Prof. Ng Aik Kwang dari University of Queensland, dalam bukunya "Why Asians Are Less Creative Than Westerners" (2001), yang dianggap kontroversial itu, tapi ternyata menjadi "best seller", mengemukakan tentang perbedaan yang nyata antara Easteners dan Westeners dari segi edukasi dan pola berpikir.
http://www.idearesort.com/trainers/T01.p) Mengemukakan beberapa hal ttg bangsa-bangsa Asia yang telah membuka mata dan pikiran banyak orang.
•      Bagi kebanyakan org Asia, dlm budaya mereka, ukuran sukses dalam hidup adalah banyaknya materi yang dimiliki (rumah, mobil, uang dan harta lain). Passion (rasa cinta thdp sesuatu) kurang dihargai. Akibatnya, bidang kreatifitas kalah populer oleh profesi dokter, lawyer, dan sejenisnya yang dianggap bisa lebih cepat menjadikan seorang utk memiliki kekayaan banyak.
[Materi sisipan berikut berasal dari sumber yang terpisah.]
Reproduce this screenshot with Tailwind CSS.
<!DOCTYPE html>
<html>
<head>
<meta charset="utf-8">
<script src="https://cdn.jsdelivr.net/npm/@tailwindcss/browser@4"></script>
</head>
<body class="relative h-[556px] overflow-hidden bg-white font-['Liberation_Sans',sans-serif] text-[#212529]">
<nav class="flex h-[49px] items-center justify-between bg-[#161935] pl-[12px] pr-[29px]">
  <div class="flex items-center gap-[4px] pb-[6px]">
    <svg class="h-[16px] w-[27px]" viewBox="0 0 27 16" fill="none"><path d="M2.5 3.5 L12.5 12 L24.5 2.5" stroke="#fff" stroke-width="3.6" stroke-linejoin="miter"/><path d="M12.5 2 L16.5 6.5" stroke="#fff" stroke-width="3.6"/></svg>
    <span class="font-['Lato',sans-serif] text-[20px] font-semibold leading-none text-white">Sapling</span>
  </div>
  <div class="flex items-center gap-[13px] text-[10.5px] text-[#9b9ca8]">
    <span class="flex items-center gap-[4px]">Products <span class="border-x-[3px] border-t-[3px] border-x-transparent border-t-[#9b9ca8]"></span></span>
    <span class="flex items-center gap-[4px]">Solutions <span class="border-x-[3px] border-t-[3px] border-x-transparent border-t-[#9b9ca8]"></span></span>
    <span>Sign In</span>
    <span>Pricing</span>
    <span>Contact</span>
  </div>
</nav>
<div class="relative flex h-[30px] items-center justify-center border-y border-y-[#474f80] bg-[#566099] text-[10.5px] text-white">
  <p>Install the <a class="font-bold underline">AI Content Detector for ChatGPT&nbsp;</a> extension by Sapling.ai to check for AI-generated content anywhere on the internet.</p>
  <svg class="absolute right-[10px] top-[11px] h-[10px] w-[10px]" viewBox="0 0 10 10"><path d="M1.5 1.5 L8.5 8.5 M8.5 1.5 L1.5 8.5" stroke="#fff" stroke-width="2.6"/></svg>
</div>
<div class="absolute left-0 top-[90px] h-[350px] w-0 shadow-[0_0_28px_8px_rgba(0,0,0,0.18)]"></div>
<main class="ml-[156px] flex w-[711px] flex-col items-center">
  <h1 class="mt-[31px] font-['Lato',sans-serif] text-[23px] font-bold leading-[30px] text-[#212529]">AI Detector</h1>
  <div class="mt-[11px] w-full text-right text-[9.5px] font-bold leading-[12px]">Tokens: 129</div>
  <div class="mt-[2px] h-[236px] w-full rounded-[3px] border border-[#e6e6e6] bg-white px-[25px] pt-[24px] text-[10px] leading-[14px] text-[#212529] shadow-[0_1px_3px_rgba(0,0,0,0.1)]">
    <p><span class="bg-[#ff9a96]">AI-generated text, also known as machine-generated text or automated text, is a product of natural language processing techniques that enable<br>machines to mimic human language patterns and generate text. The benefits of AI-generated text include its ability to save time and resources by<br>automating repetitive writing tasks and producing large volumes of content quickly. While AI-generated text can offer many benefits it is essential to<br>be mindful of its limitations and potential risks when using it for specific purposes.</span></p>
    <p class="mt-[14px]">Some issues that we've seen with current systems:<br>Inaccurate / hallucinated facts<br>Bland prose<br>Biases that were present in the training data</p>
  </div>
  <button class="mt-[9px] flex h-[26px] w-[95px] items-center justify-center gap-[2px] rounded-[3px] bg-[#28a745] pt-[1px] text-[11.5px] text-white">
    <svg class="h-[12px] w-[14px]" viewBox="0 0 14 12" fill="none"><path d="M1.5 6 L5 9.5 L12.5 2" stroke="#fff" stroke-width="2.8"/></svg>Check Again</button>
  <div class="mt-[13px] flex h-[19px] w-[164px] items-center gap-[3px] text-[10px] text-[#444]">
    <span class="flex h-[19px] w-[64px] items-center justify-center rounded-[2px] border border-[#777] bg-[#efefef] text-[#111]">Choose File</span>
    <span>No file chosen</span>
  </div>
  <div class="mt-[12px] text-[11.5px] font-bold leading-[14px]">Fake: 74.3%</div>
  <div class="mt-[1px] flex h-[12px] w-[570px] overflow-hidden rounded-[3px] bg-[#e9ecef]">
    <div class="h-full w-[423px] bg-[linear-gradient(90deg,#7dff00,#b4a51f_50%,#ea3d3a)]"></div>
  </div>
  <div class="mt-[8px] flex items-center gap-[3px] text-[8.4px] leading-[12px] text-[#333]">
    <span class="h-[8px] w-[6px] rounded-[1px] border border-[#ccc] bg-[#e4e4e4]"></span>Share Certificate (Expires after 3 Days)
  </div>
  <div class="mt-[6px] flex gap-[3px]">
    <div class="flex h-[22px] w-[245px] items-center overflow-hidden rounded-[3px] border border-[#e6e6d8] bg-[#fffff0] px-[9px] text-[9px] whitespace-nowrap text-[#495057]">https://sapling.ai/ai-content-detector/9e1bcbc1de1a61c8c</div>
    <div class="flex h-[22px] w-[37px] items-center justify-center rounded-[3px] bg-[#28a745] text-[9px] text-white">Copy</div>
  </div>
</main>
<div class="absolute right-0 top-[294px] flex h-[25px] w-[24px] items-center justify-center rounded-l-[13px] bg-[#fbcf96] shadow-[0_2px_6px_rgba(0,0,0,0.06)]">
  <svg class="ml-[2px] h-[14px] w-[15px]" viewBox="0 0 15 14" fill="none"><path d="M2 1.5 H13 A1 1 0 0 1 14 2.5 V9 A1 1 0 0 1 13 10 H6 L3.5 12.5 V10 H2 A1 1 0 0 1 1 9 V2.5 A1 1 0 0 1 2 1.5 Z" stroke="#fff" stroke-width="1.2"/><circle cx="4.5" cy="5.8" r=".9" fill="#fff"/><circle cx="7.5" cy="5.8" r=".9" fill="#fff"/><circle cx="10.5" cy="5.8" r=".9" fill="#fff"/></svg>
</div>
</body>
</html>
•      Bagi org Asia, banyaknya kekayaan yg dimiliki lbh dihargai drpd CARA memperoleh kekayaan tersebut. Tidak heran bila lebih banyak orang menyukai ceritera, novel, sinetron atau film yang bertema orang miskin jadi kaya mendadak karena beruntung menemukan harta karun, atau dijadikan istri oleh pangeran dan sejenis itu. Tidak heran pula bila perilaku koruptif pun ditolerir/ diterima sbg sesuatu yg wajar.
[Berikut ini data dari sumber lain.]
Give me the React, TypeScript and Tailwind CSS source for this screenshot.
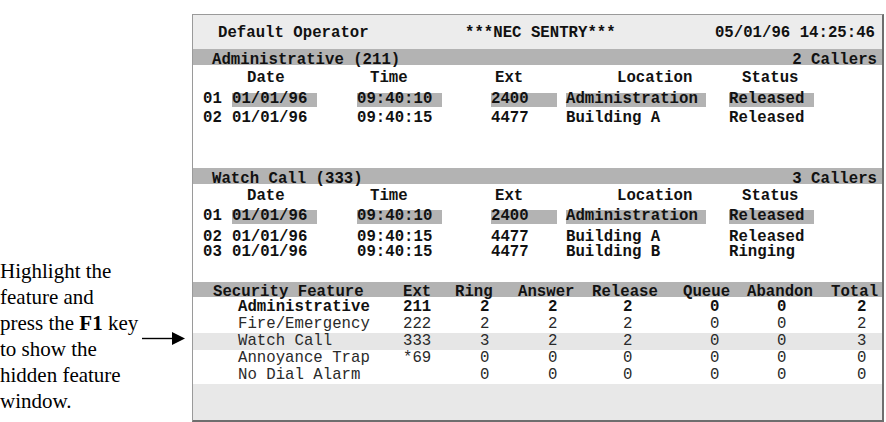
import React from "react";

type Call = {
  n: string;
  date: string;
  time: string;
  ext: string;
  loc: string;
  status: string;
  hl?: boolean;
  h: string;
};

type Feature = {
  name: string;
  ext: string;
  counts: string[];
  bold?: boolean;
  hl?: boolean;
};

const mono = "font-['Liberation_Mono',monospace]";

const adminCalls: Call[] = [
  { n: "01", date: "01/01/96", time: "09:40:10", ext: "2400", loc: "Administration", status: "Released", hl: true, h: "h-[19px]" },
  { n: "02", date: "01/01/96", time: "09:40:15", ext: "4477", loc: "Building A", status: "Released", h: "h-[20px]" },
];

const watchCalls: Call[] = [
  { n: "01", date: "01/01/96", time: "09:40:10", ext: "2400", loc: "Administration", status: "Released", hl: true, h: "h-[21px]" },
  { n: "02", date: "01/01/96", time: "09:40:15", ext: "4477", loc: "Building A", status: "Released", h: "h-[15px]" },
  { n: "03", date: "01/01/96", time: "09:40:15", ext: "4477", loc: "Building B", status: "Ringing", h: "h-[15px]" },
];

const features: Feature[] = [
  { name: "Administrative", ext: "211", counts: ["2", "2", "2", "0", "0", "2"], bold: true },
  { name: "Fire/Emergency", ext: "222", counts: ["2", "2", "2", "0", "0", "2"] },
  { name: "Watch Call", ext: "333", counts: ["3", "2", "2", "0", "0", "3"], hl: true },
  { name: "Annoyance Trap", ext: "*69", counts: ["0", "0", "0", "0", "0", "0"] },
  { name: "No Dial Alarm", ext: "", counts: ["0", "0", "0", "0", "0", "0"] },
];

// left padding of each count under its column heading
const countPad = ["pl-[25px]", "pl-[30px]", "pl-[31px]", "pl-[27px]", "pl-[30px]", "pl-[26px]"];

const CALL_COLS = "grid grid-cols-[29px_125px_134px_75px_163px_1fr] pl-[10px]";
const FEATURE_COLS = "grid grid-cols-[190px_52px_63px_74px_91px_64px_84px_1fr] pl-[20px]";

function Field({ w, hl, children }: { w: string; hl?: boolean; children: React.ReactNode }) {
  return (
    <span className={`block h-[14px] leading-[13px] whitespace-pre ${w} ${hl ? "bg-[#b3b3b3]" : ""}`}>
      {children}
    </span>
  );
}

function CallSection({
  title,
  callers,
  calls,
  headH,
}: {
  title: string;
  callers: string;
  calls: Call[];
  headH: string;
}) {
  return (
    <div>
      <div className="flex h-[16px] justify-between bg-[#b3b3b3] pl-[19px] pr-[5px] leading-[22px]">
        <span>{title}</span>
        <span>{callers}</span>
      </div>
      <div className={`${CALL_COLS} ${headH}`}>
        <span />
        <span className="pl-[15px]">Date</span>
        <span className="pl-[13px]">Time</span>
        <span className="pl-[4px]">Ext</span>
        <span className="pl-[51px]">Location</span>
        <span className="pl-[13px]">Status</span>
      </div>
      {calls.map((c) => (
        <div key={c.n} className={`${CALL_COLS} pt-[2px] ${c.h}`}>
          <Field w="w-auto">{c.n}</Field>
          <Field w="w-[85px]" hl={c.hl}>{c.date}</Field>
          <Field w="w-[85px]" hl={c.hl}>{c.time}</Field>
          <Field w="w-[66px]" hl={c.hl}>{c.ext}</Field>
          <Field w="w-[140px]" hl={c.hl}>{c.loc}</Field>
          <Field w="w-[85px]" hl={c.hl}>{c.status}</Field>
        </div>
      ))}
    </div>
  );
}

function FeatureTable() {
  return (
    <div>
      <div className={`${FEATURE_COLS} h-[15px] bg-[#b3b3b3] leading-[20px]`}>
        <span>Security Feature</span>
        <span>Ext</span>
        <span>Ring</span>
        <span>Answer</span>
        <span>Release</span>
        <span>Queue</span>
        <span>Abandon</span>
        <span>Total</span>
      </div>
      <div className="pt-[2px]">
        {features.map((f) => (
          <div
            key={f.name}
            className={`${FEATURE_COLS} h-[17px] leading-[17px] ${f.hl ? "bg-[#e6e6e6]" : ""} ${
              f.bold ? "font-bold text-[#111]" : "font-normal text-[#2a2a2a]"
            }`}
          >
            <span className="whitespace-pre pl-[25px]">{f.name}</span>
            <span>{f.ext}</span>
            {f.counts.map((v, i) => (
              <span key={i} className={countPad[i]}>
                {v}
              </span>
            ))}
          </div>
        ))}
      </div>
    </div>
  );
}

export default function App() {
  return (
    <div className="flex h-[422px] w-[886px] items-start overflow-hidden bg-white">
      {/* Caption and pointer */}
      <div className="flex w-[192px] shrink-0 pt-[258px]">
        <p className="w-[142px] whitespace-nowrap font-['Liberation_Serif',serif] text-[21px] leading-[26px] text-black">
          Highlight the
          <br />
          feature and
          <br />
          press the <b>F1</b> key
          <br />
          to show the
          <br />
          hidden feature
          <br />
          window.
        </p>
        <svg className="mt-[74px] shrink-0" width="44" height="13" viewBox="0 0 44 13">
          <line x1="0" y1="6.5" x2="31" y2="6.5" stroke="#000" strokeWidth="1.4" />
          <polygon points="30,0 43,6.5 30,13" fill="#000" />
        </svg>
      </div>

      {/* Terminal window */}
      <div
        className={`mt-[14px] flex h-[408px] w-[692px] shrink-0 flex-col border-t border-l border-r-2 border-b-2 border-t-[#9a9a9a] border-l-[#9a9a9a] border-r-[#6e6e6e] border-b-[#6e6e6e] ${mono} text-[15.7px] font-bold text-[#111]`}
      >
        <div className="flex h-[34px] shrink-0 bg-[#ececec] pl-[25px] pr-[7px] leading-[36px]">
          <span className="w-[247px]">Default Operator</span>
          <span>***NEC SENTRY***</span>
          <span className="ml-auto">05/01/96 14:25:46</span>
        </div>
        <CallSection title="Administrative (211)" callers="2 Callers" calls={adminCalls} headH="h-[26px] leading-[26px]" />
        <div className="mt-[38px]">
          <CallSection title="Watch Call (333)" callers="3 Callers" calls={watchCalls} headH="h-[24px] leading-[24px]" />
        </div>
        <div className="mt-[23px]">
          <FeatureTable />
        </div>
        <div className="flex-1 bg-[#e8e8e8]" />
      </div>
    </div>
  );
}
•      Bagi org Asia, pendidikan identik dengan hafalan berbasis "kunci jawaban" bukan pada pengertian. Ujian Nasional, tes masuk PT dll semua berbasis hafalan. Sampai tingkat sarjana, mahasiswa diharuskan hafal rumus2 Imu pasti dan ilmu hitung lainnya bukan diarahkan utk memahami kapan dan bagaimana menggunakan rumus rumus tersebut. Oleh karena itu, murid2 di sekolah di Asia dijejali sebanyak mungkin pelajaran. Mereka dididik menjadi "Jack of all trades, but master of none" (tahu sedikit sedikit ttg banyak hal tapi tidak menguasai apapun). Karena berbasis hafalan, banyak pelajar Asia bisa jadi juara dlm Olympiade Fisika, dan Matematika. Tapi hampir tidak pernah ada org Asia yang menang Nobel atau hadiah internasional lainnya yg berbasis inovasi dan kreativitas.
•      Orang Asia takut salah (KIASI) dan takut kalah (KIASU). Akibat-nya sifat eksploratif sbg upaya memenuhi rasa penasaran dan keberanian untuk mengambil resiko kurang dihargai.
•      Bagi kebanyakan bangsa Asia, bertanya artinya bodoh, makanya rasa penasaran tidak mendapat tempat dalam proses pendidikan di sekolah.
•      Karena takut salah dan takut dianggap bodoh, di sekolah atau dalam seminar atau workshop, peserta jarang mau bertanya tetapi stlh sesi berakhir peserta mengerumuni guru / narasumber utk minta penjelasan tambahan.
Dalam bukunya Prof.Ng Aik Kwang menawarkan bbrp solusi sebagai berikut :
•      Hargai proses. Hargailah org krn pengabdiannya bukan karena kekayaannya.
•      Hentikan pendidikan berbasis kunci jawaban. Biarkan murid memahami bidang yang paling disukainya.
•      Jangan jejali murid dgn banyak hafalan, apalagi matematika. Untuk apa diciptakan kalkulator kalau jawaban utk X x Y harus dihapalkan? Biarkan murid memilih sedikit mata pelajaran tapi benar2 dikuasainya.
•      Biarkan anak memilih profesi berdasarkan PASSION (rasa cinta) nya pada bidang itu, bukan memaksanya mengambil jurusan atau profesi tertentu yg lebih cepat menghasilkan uang
•      Dasar kreativitas adlh rasa penasaran & berani ambil resiko. AYO BERTANYA!
•      Guru adlh fasilitator, bukan dewa yang harus tahu segalanya. Mari akui dgn bangga kalau kita tidak tahu.
•      Passion manusia adalah anugerah Tuhan..sebagai orang tua kita bertanggung-jawab untuk mengarahkan anak kita untuk menemukan passionnya dan mensupportnya.
Mudah2an dengan begitu, kita bisa memiliki anak-anak dan cucu yang kreatif, inovatif tapi juga memiliki integritas dan idealisme tinggi tanpa korupsi.